Trust a professional to remove a snake from your toilet; this is likely not something you'll want to attempt on your own. Then, take steps to make sure that your sewer lines and septic tanks don't have any openings or cracks that will allow other slithering creatures to get through. You can hire a plumber to send a camera down the pipes to look for such breaks. Trim trees back from the house and block access to the vent stack as well.

Possums can enter through sewer line openings

A few years ago, the CBS news channel in San Diego, California, shared a story about a woman who opened the toilet in her apartment to find a baby possum inside the bowl. Naturally, seeing a critter in her toilet was scary and confusing for the poor woman. However, this wasn't a completely isolated incident. There are other reports of people opening their toilets to discover a possum — baby or adult — looking back at them. Like other pests, these marsupials may gain entry through an open vent stack on the roof or even through a sewer pipe.

Fortunately, possums are not aggressive and don't pose a serious threat, so you should be able to remove them from the toilet yourself (if you're up to the task). However, their presence could pose another threat. The animals could become stuck in the pipe, resulting in a clogged toilet. After getting them out of the bowl, take measures to make sure that others don't find their way in. This will involve using chicken wire to cover the vent stack, trimming back long branches that are too close to the roof, and repairing any openings in the sewer lines around the house.
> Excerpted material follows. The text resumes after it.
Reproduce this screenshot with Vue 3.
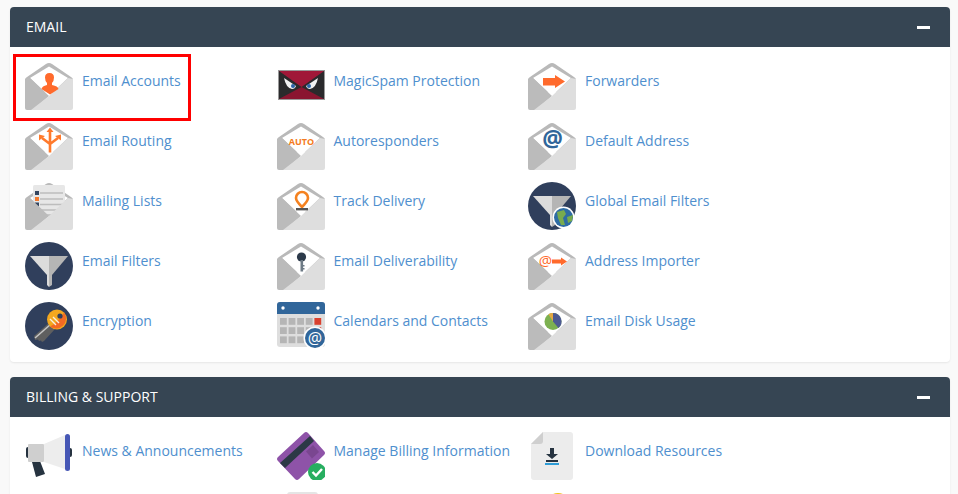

Lizards sometimes find their way into toilet bowls because they're looking for water

Yet another creature that may find its way into your home through the toilet is a lizard. Of course, finding one of these in your bathroom throne will be most likely if you live in an area where they are more common. Many lizards like water. If one finds its way up on your roof, it will be able to smell the water through the vent stack. It may decide to seek out the water and end up dropping down the vent stack. From there, like other pests, the lizard will realize that the only way to get themselves out of their current predicament is to climb up through the pipes to the toilet bowl.
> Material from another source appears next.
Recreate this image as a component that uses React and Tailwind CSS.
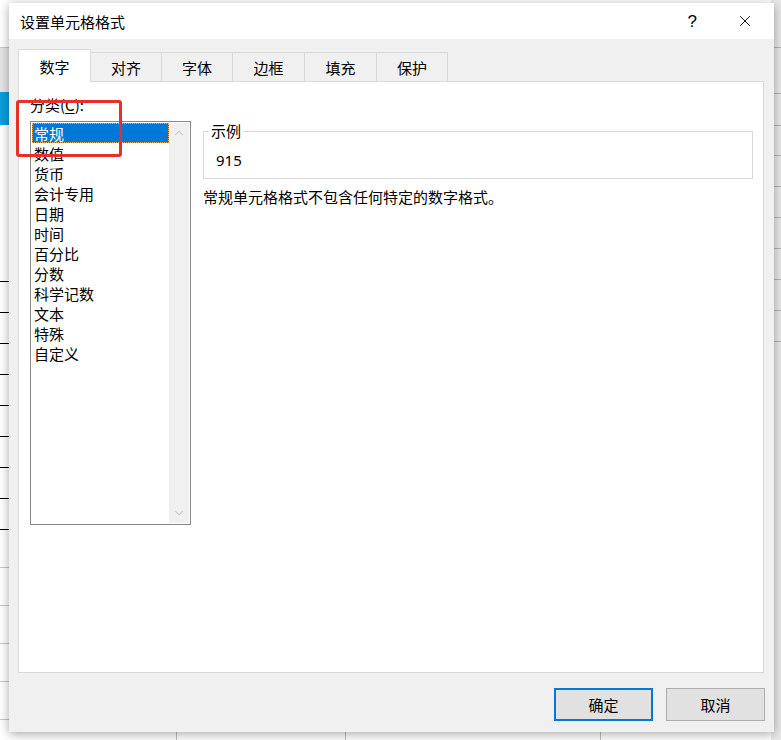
import { X, ChevronUp, ChevronDown } from "lucide-react";

const FONT = { fontFamily: '"Noto Sans CJK SC", "Microsoft YaHei", sans-serif' };

const tabs = [
  { label: "数字", w: "w-[73px]" },
  { label: "对齐", w: "w-[71px]" },
  { label: "字体", w: "w-[71px]" },
  { label: "边框", w: "w-[72px]" },
  { label: "填充", w: "w-[72px]" },
  { label: "保护", w: "w-[71px]" },
];
const categories = [
  "常规",
  "数值",
  "货币",
  "会计专用",
  "日期",
  "时间",
  "百分比",
  "分数",
  "科学记数",
  "文本",
  "特殊",
  "自定义",
];

function Backdrop() {
  // the spreadsheet peeking out behind the dialog
  const leftLines = [281, 312, 343, 374, 405, 436, 467, 498, 529];
  const lightLines = [567, 605, 643, 681, 719];
  return (
    <div className="absolute inset-0 bg-white">
      <div className="absolute left-0 top-[47px] h-[45px] w-[12px] border-t border-[#c8c8c8] bg-[#e6e6e6]" />
      <div className="absolute left-0 top-[92px] h-[33px] w-[12px] bg-[#0a9ee0]" />
      {leftLines.map((y) => (
        <div key={y} className="absolute left-0 h-px w-[12px] bg-black" style={{ top: y }} />
      ))}
      {lightLines.map((y) => (
        <div key={y} className="absolute left-0 h-px w-[12px] bg-[#c8c8c8]" style={{ top: y }} />
      ))}
      <div className="absolute right-0 top-0 h-full w-[10px] bg-[#e8e8e8]" />
      {[47, 93, 125, 155, 186, 217, 248, 279, 310, 341].map((y) => (
        <div key={y} className="absolute right-0 h-px w-[10px] bg-[#b5b5b5]" style={{ top: y }} />
      ))}
      <div className="absolute bottom-0 left-[176px] h-[8px] w-px bg-[#bdbdbd]" />
      <div className="absolute bottom-0 left-[345px] h-[8px] w-px bg-[#bdbdbd]" />
      <div className="absolute bottom-0 left-[600px] h-[8px] w-px bg-[#bdbdbd]" />
    </div>
  );
}

export default function App() {
  return (
    <div className="relative h-[740px] w-[781px] overflow-hidden text-black" style={FONT}>
      <Backdrop />

      <div className="absolute left-[9px] top-[3px] flex h-[729px] w-[765px] flex-col bg-[#f0f0f0] shadow-[0_2px_10px_rgba(0,0,0,0.35)]">
        {/* title bar */}
        <div className="flex h-[36px] items-center bg-white pl-[11px]">
          <span className="text-[15px] leading-none">设置单元格格式</span>
          <span className="ml-auto mr-[39px] text-[17px] leading-none" style={{ fontFamily: '"Liberation Sans", sans-serif' }}>
            ?
          </span>
          <X className="mr-[20px] h-[18px] w-[18px]" strokeWidth={1.2} />
        </div>

        {/* tabs */}
        <div className="mt-[10px] flex h-[32px] items-end pl-[9px]">
          {tabs.map((t, i) =>
            i === 0 ? (
              <div
                key={t.label}
                className={`relative z-10 -mb-px flex h-[33px] ${t.w} items-center justify-center border border-b-0 border-[#d9d9d9] bg-white text-[15px] leading-none`}
              >
                {t.label}
              </div>
            ) : (
              <div
                key={t.label}
                className={`flex h-[29px] ${t.w} items-center justify-center border border-l-0 border-b-0 border-[#d9d9d9] text-[15px] leading-none`}
              >
                {t.label}
              </div>
            )
          )}
        </div>

        {/* panel */}
        <div className="ml-[9px] flex h-[592px] w-[746px] border border-[#d9d9d9] bg-white">
          <div className="ml-[11px] mt-[15px] flex flex-col">
            <div className="text-[15px] leading-none">
              分类(<span className="underline underline-offset-2">C</span>):
            </div>
            <div className="mt-[9px] flex h-[404px] w-[161px] border border-[#828790] p-px">
              <div className="flex flex-1 flex-col">
                {categories.map((c, i) => (
                  <div
                    key={c}
                    className={
                      i === 0
                        ? "flex h-[20px] items-center border border-dotted border-[#f0b060] bg-[#0078d7] pl-[1px] text-[15px] leading-none text-white"
                        : "flex h-[20px] items-center pl-[2px] text-[15px] leading-none"
                    }
                  >
                    {c}
                  </div>
                ))}
              </div>
              <div className="flex w-[20px] flex-col items-center justify-between bg-[#f0f0f0] py-[3px]">
                <ChevronUp className="h-[14px] w-[14px] text-[#c2c2c2]" strokeWidth={1.8} />
                <ChevronDown className="h-[14px] w-[14px] text-[#c2c2c2]" strokeWidth={1.8} />
              </div>
            </div>
          </div>

          <div className="ml-[12px] mt-[49px] flex flex-col">
            <div className="relative h-[48px] w-[550px] border border-[#d9d9d9]">
              <span className="absolute -top-[9px] left-[5px] bg-white px-[2px] text-[15px] leading-none">
                示例
              </span>
              <div className="ml-[12px] mt-[21px] text-[15px] leading-none" style={{ fontFamily: '"Noto Sans", sans-serif' }}>
                915
              </div>
            </div>
            <div className="mt-[10px] text-[15px] leading-none">常规单元格格式不包含任何特定的数字格式。</div>
          </div>
        </div>

        {/* buttons */}
        <div className="mt-[15px] flex justify-end gap-[13px] pr-[9px]">
          <button className="flex h-[33px] w-[99px] items-center justify-center border-2 border-[#0078d7] bg-[#e1e1e1] text-[15px] leading-none">
            确定
          </button>
          <button className="flex h-[33px] w-[99px] items-center justify-center border border-[#adadad] bg-[#e1e1e1] text-[15px] leading-none">
            取消
          </button>
        </div>
      </div>

      {/* red annotation */}
      <div className="absolute left-[16px] top-[100px] h-[57px] w-[106px] rounded-[3px] border-[3px] border-[#e8302a]" />
    </div>
  );
}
You don't want to get bitten by a scared lizard, so act with caution if you find one in your toilet bowl. Unless you feel confident and qualified to remove it, consider reaching out to a professional pest management company. Then, follow the steps recommended above to deny future lizards access to the vent stack by trimming back trees and covering the opening with chicken wire.

Squirrels may inadvertently find their way into a home's toilet

After reading about some of the other animals that can sneak in through a toilet, it might not be that surprising to learn that squirrels may also enter a home in a similar fashion. That vent stack on your roof is, once again, likely to blame if you have a squirrel in the toilet. Squirrels are good climbers and can get up onto a home's roof by climbing over from nearby tree branches. Once up there, all they have to do is get curious enough to end up going down the vent stack. After dropping down, the squirrel will be searching for a way to get out. They'll see some light filtering through your bathroom, and scurry up to the bowl.

While running across a squirrel outside your home isn't likely to pose any real threat, it will be a different situation if you encounter one inside your toilet. The animal is likely to be scared and feel threatened by your presence, which means that they may try to bite or become otherwise aggressive. The safest option would be to call an exterminator, who will be able to safely remove the pest from the toilet for you. Then, follow the steps shared above to block access to the vent stack to prevent the rest of the squirrel's family from ending up back in your bathroom.

Mice may enter a toilet through a home's vent stack, too

No one wants to hear that their basement is infested with mice. Similarly, no one wants to open up their toilet lid to find themselves face-to-face with one of these tiny rodents. Alas, finding one in your toilet is possible, though not too likely. If a mouse gets up onto your roof and falls through the vent stack, chances are they're going to try to climb up through the toilet, following the light coming in through the lid. Mice are good at climbing and swimming, so making their way up the toilet pipes won't be an impossible feat for them.

As with other pests, take caution if you discover a mouse in your toilet. If you're feeling brave enough to try to catch the rodent, be sure to don protective clothing and a pair of gloves. After remediating the problem, cover the vent stack with chicken wire and cut back overhanging trees. It is probably also a good idea to look for signs of mice in other areas of your home, just in case the critter actually found its way in from within the house.